Transcribe the full listing exactly, and drop every picture.

▶ [Material provided]

■ ■ ■

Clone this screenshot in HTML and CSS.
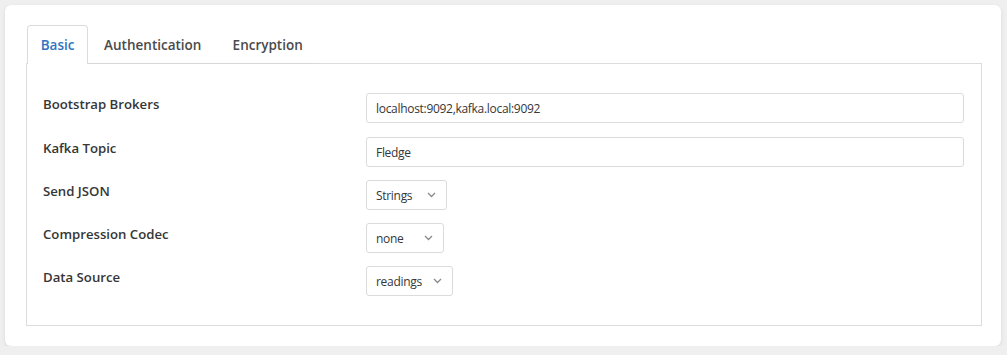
FILE: index.html
```html
<!DOCTYPE html>
<html>
<head>
<meta charset="utf-8">
<link rel="stylesheet" href="styles.css">
</head>
<body>
<div class="card">
  <ul class="tabs">
    <li class="tab active">Basic</li>
    <li class="tab">Authentication</li>
    <li class="tab">Encryption</li>
  </ul>
  <div class="panel">
    <div class="row">
      <div class="label">Bootstrap Brokers</div>
      <div class="control"><div class="input">localhost:9092,kafka.local:9092</div></div>
    </div>
    <div class="row">
      <div class="label">Kafka Topic</div>
      <div class="control"><div class="input">Fledge</div></div>
    </div>
    <div class="row">
      <div class="label">Send JSON</div>
      <div class="control"><div class="select sel-strings"><span>Strings</span><svg class="chev" width="9" height="6" viewBox="0 0 9 6"><polyline points="1,1 4.5,4.5 8,1" fill="none" stroke="#8a8a8a" stroke-width="1.3"/></svg></div></div>
    </div>
    <div class="row">
      <div class="label">Compression Codec</div>
      <div class="control"><div class="select sel-none"><span>none</span><svg class="chev" width="9" height="6" viewBox="0 0 9 6"><polyline points="1,1 4.5,4.5 8,1" fill="none" stroke="#8a8a8a" stroke-width="1.3"/></svg></div></div>
    </div>
    <div class="row">
      <div class="label">Data Source</div>
      <div class="control"><div class="select sel-readings"><span>readings</span><svg class="chev" width="9" height="6" viewBox="0 0 9 6"><polyline points="1,1 4.5,4.5 8,1" fill="none" stroke="#8a8a8a" stroke-width="1.3"/></svg></div></div>
    </div>
  </div>
</div>
</body>
</html>
```
FILE: styles.css
```css
html, body {
  margin: 0;
  padding: 0;
}
body {
  background: #efefef;
  font-family: "Open Sans", "Noto Sans", sans-serif;
  color: #363636;
  padding: 5px 6px 0 5px;
}
.card {
  background: #fff;
  border-radius: 6px;
  box-shadow: 0 2px 4px rgba(0,0,0,0.08), 0 0 1px rgba(0,0,0,0.06);
  height: 341px;
  box-sizing: border-box;
  padding: 20px 20px 0 21px;
}
.tabs {
  list-style: none;
  margin: 0 0 0 1px;
  padding: 0;
  display: flex;
  width: 291px;
  border-bottom: 1px solid #d8d8d8;
  position: relative;
  z-index: 1;
}
.tab {
  height: 37px;
  display: flex;
  align-items: center;
  justify-content: center;
  font-size: 13.5px;
  font-weight: 600;
  color: #4a4a4a;
  border: 1px solid transparent;
  border-bottom: none;
  border-radius: 4px 4px 0 0;
  margin-bottom: -1px;
  padding-bottom: 1px;
  box-sizing: content-box;
}
.tab:nth-child(1) { width: 60px; }
.tab:nth-child(2) { width: 125px; padding-left: 2px; }
.tab:nth-child(3) { width: 100px; padding-left: 2px; }
.tab.active {
  color: #2f74c0;
  border-color: #dbdbdb;
  background: #fff;
}
.panel {
  border: 1px solid #dcdcdc;
  margin-top: -1px;
  width: 956px;
  height: 263px;
  box-sizing: border-box;
  padding: 29px 16px 0 16px;
  display: flex;
  flex-direction: column;
  gap: 13px;
}
.row {
  display: grid;
  grid-template-columns: 323px 1fr;
  align-items: start;
}
.row:first-child {
  margin-bottom: 1px;
}
.label {
  font-size: 13.2px;
  font-weight: 600;
  color: #363636;
  padding-top: 2px;
}
.control {
  display: flex;
}
.input, .select {
  height: 30px;
  box-sizing: border-box;
  border: 1px solid #dbdbdb;
  border-radius: 3px;
  font-size: 12px;
  letter-spacing: -0.3px;
  color: #363636;
  display: flex;
  align-items: center;
  padding: 0 9px;
}
.input {
  width: 598px;
}
.select {
  justify-content: space-between;
  padding-right: 10px;
}
.sel-strings { width: 81px; }
.sel-none { width: 78px; }
.sel-readings { width: 87px; }
```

■ ■ ■

▶ [Answer to this problem]
Clone this screenshot in HTML and CSS.
FILE: index.html
```html
<!DOCTYPE html>
<html>
<head>
<meta charset="utf-8">
<link rel="stylesheet" href="styles.css">
</head>
<body>
<div class="card">
  <ul class="tabs">
    <li class="tab active">Basic</li>
    <li class="tab">Authentication</li>
    <li class="tab">Encryption</li>
  </ul>
  <div class="panel">
    <div class="row">
      <div class="label">Bootstrap Brokers</div>
      <div class="control"><div class="input">localhost:9092,kafka.local:9092</div></div>
    </div>
    <div class="row">
      <div class="label">Kafka Topic</div>
      <div class="control"><div class="input">Fledge</div></div>
    </div>
    <div class="row">
      <div class="label">Send JSON</div>
      <div class="control"><div class="select sel-strings"><span>Strings</span><svg class="chev" width="9" height="6" viewBox="0 0 9 6"><polyline points="1,1 4.5,4.5 8,1" fill="none" stroke="#8a8a8a" stroke-width="1.3"/></svg></div></div>
    </div>
    <div class="row">
      <div class="label">Compression Codec</div>
      <div class="control"><div class="select sel-none"><span>none</span><svg class="chev" width="9" height="6" viewBox="0 0 9 6"><polyline points="1,1 4.5,4.5 8,1" fill="none" stroke="#8a8a8a" stroke-width="1.3"/></svg></div></div>
    </div>
    <div class="row">
      <div class="label">Data Source</div>
      <div class="control"><div class="select sel-readings"><span>readings</span><svg class="chev" width="9" height="6" viewBox="0 0 9 6"><polyline points="1,1 4.5,4.5 8,1" fill="none" stroke="#8a8a8a" stroke-width="1.3"/></svg></div></div>
    </div>
  </div>
</div>
</body>
</html>
```
FILE: styles.css
```css
html, body {
  margin: 0;
  padding: 0;
}
body {
  background: #efefef;
  font-family: "Open Sans", "Noto Sans", sans-serif;
  color: #363636;
  padding: 5px 6px 0 5px;
}
.card {
  background: #fff;
  border-radius: 6px;
  box-shadow: 0 2px 4px rgba(0,0,0,0.08), 0 0 1px rgba(0,0,0,0.06);
  height: 341px;
  box-sizing: border-box;
  padding: 20px 20px 0 21px;
}
.tabs {
  list-style: none;
  margin: 0 0 0 1px;
  padding: 0;
  display: flex;
  width: 291px;
  border-bottom: 1px solid #d8d8d8;
  position: relative;
  z-index: 1;
}
.tab {
  height: 37px;
  display: flex;
  align-items: center;
  justify-content: center;
  font-size: 13.5px;
  font-weight: 600;
  color: #4a4a4a;
  border: 1px solid transparent;
  border-bottom: none;
  border-radius: 4px 4px 0 0;
  margin-bottom: -1px;
  padding-bottom: 1px;
  box-sizing: content-box;
}
.tab:nth-child(1) { width: 60px; }
.tab:nth-child(2) { width: 125px; padding-left: 2px; }
.tab:nth-child(3) { width: 100px; padding-left: 2px; }
.tab.active {
  color: #2f74c0;
  border-color: #dbdbdb;
  background: #fff;
}
.panel {
  border: 1px solid #dcdcdc;
  margin-top: -1px;
  width: 956px;
  height: 263px;
  box-sizing: border-box;
  padding: 29px 16px 0 16px;
  display: flex;
  flex-direction: column;
  gap: 13px;
}
.row {
  display: grid;
  grid-template-columns: 323px 1fr;
  align-items: start;
}
.row:first-child {
  margin-bottom: 1px;
}
.label {
  font-size: 13.2px;
  font-weight: 600;
  color: #363636;
  padding-top: 2px;
}
.control {
  display: flex;
}
.input, .select {
  height: 30px;
  box-sizing: border-box;
  border: 1px solid #dbdbdb;
  border-radius: 3px;
  font-size: 12px;
  letter-spacing: -0.3px;
  color: #363636;
  display: flex;
  align-items: center;
  padding: 0 9px;
}
.input {
  width: 598px;
}
.select {
  justify-content: space-between;
  padding-right: 10px;
}
.sel-strings { width: 81px; }
.sel-none { width: 78px; }
.sel-readings { width: 87px; }
```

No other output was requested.